__WHAT NEEDS TO BE DONE__. Reproduce the listing exactly and skip over any pictures.

__DATA EXTRACT__.
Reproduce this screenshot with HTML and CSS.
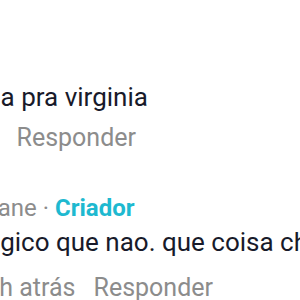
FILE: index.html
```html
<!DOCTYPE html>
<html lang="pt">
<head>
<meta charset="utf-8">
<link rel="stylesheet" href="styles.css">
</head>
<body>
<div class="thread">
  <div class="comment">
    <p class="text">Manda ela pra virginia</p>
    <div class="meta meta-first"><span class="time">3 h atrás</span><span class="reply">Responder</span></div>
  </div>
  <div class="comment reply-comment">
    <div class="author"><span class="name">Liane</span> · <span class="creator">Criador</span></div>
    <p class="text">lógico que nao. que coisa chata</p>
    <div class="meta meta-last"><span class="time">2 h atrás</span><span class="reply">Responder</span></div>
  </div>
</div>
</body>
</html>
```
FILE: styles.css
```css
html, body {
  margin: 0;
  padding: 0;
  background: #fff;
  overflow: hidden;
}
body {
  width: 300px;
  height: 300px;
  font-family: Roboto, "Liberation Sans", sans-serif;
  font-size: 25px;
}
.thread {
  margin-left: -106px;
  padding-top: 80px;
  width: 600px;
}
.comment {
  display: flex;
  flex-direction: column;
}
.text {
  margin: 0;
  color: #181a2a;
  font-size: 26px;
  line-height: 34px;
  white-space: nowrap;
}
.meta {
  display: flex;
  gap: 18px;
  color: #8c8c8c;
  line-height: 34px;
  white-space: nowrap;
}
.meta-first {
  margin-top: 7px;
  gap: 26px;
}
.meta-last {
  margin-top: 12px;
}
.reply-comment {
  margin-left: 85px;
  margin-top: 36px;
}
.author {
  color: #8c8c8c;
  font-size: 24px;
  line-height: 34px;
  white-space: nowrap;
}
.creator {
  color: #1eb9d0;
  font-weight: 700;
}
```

__SOLUTION TO THE PROBLEM__.
Reproduce this screenshot with HTML and CSS.
FILE: index.html
```html
<!DOCTYPE html>
<html lang="pt">
<head>
<meta charset="utf-8">
<link rel="stylesheet" href="styles.css">
</head>
<body>
<div class="thread">
  <div class="comment">
    <p class="text">Manda ela pra virginia</p>
    <div class="meta meta-first"><span class="time">3 h atrás</span><span class="reply">Responder</span></div>
  </div>
  <div class="comment reply-comment">
    <div class="author"><span class="name">Liane</span> · <span class="creator">Criador</span></div>
    <p class="text">lógico que nao. que coisa chata</p>
    <div class="meta meta-last"><span class="time">2 h atrás</span><span class="reply">Responder</span></div>
  </div>
</div>
</body>
</html>
```
FILE: styles.css
```css
html, body {
  margin: 0;
  padding: 0;
  background: #fff;
  overflow: hidden;
}
body {
  width: 300px;
  height: 300px;
  font-family: Roboto, "Liberation Sans", sans-serif;
  font-size: 25px;
}
.thread {
  margin-left: -106px;
  padding-top: 80px;
  width: 600px;
}
.comment {
  display: flex;
  flex-direction: column;
}
.text {
  margin: 0;
  color: #181a2a;
  font-size: 26px;
  line-height: 34px;
  white-space: nowrap;
}
.meta {
  display: flex;
  gap: 18px;
  color: #8c8c8c;
  line-height: 34px;
  white-space: nowrap;
}
.meta-first {
  margin-top: 7px;
  gap: 26px;
}
.meta-last {
  margin-top: 12px;
}
.reply-comment {
  margin-left: 85px;
  margin-top: 36px;
}
.author {
  color: #8c8c8c;
  font-size: 24px;
  line-height: 34px;
  white-space: nowrap;
}
.creator {
  color: #1eb9d0;
  font-weight: 700;
}
```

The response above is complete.